Editorial
The Polaris Memovox Q903847J is Jaeger-LeCoultre's reissue of the dive-alarm that made the Memovox name matter: 200 metres of water resistance paired with a mechanical alarm that rings at a preset time using a spinning disc rather than a striking train. The calibre 956 delivers both functions in a package collectors value for its rarity among complications, since a true mechanical alarm is a fundamentally different animal from a minute repeater or a chime. At 42mm in steel it wears large but not absurd, and the navy-dialled aesthetic tracks closely enough to the 1968 original that it reads as a coherent re-edition rather than a marketing exercise.

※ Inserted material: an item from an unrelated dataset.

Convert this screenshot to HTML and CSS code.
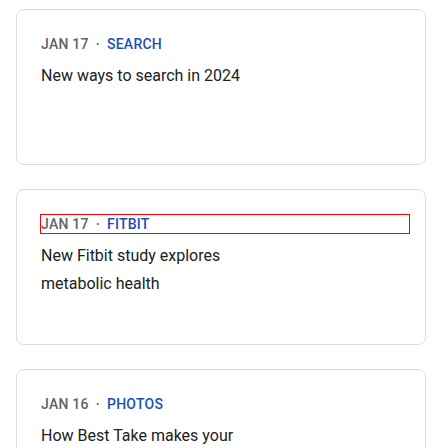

JLC introduced the modern Polaris Memovox as part of the Polaris line revival that began in 2018, reinterpreting a reference with roots in the 1959 Memovox Automatic and the 1968 Polaris dive-alarm. The Q903847J runs the calibre 956, a self-winding movement with a separately wound alarm spring and a rotating disc mechanism that produces the alarm sound when a hammer strikes the case at the set time. The 956 is a direct descendant of calibre 916 movements that established JLC's alarm reputation decades earlier.
JLC has offered the Polaris collection in several configurations since 2018 including a three-hand date variant and a world-time version; the Memovox sits at the top of the range within the steel Polaris family. Production is ongoing as of 2025, and no limited-edition caveats apply to the standard Q903847J.
Verify the alarm function works correctly at purchase: set it, let it ring, and confirm the tone is strong and consistent, since a weak or absent alarm can indicate a depleted alarm mainspring or a worn disc hammer. The 956 has two separate crowns, one for hands and one for the alarm; check that both operate with positive detents and no slop, as worn crown stems are a known wear point on alarm-complication movements. Inspect the case for crown-tube damage, particularly around the alarm crown at 4 o'clock, which sits in a vulnerable position on the case flank.
Water resistance should be confirmed with a pressure test before any aquatic use, especially on pre-owned examples where gasket service history is unknown. Confirm the reference number matches the specific configuration you want: the Q903847J is the navy-dial steel version and other Polaris Memovox variants carry different Q-numbers.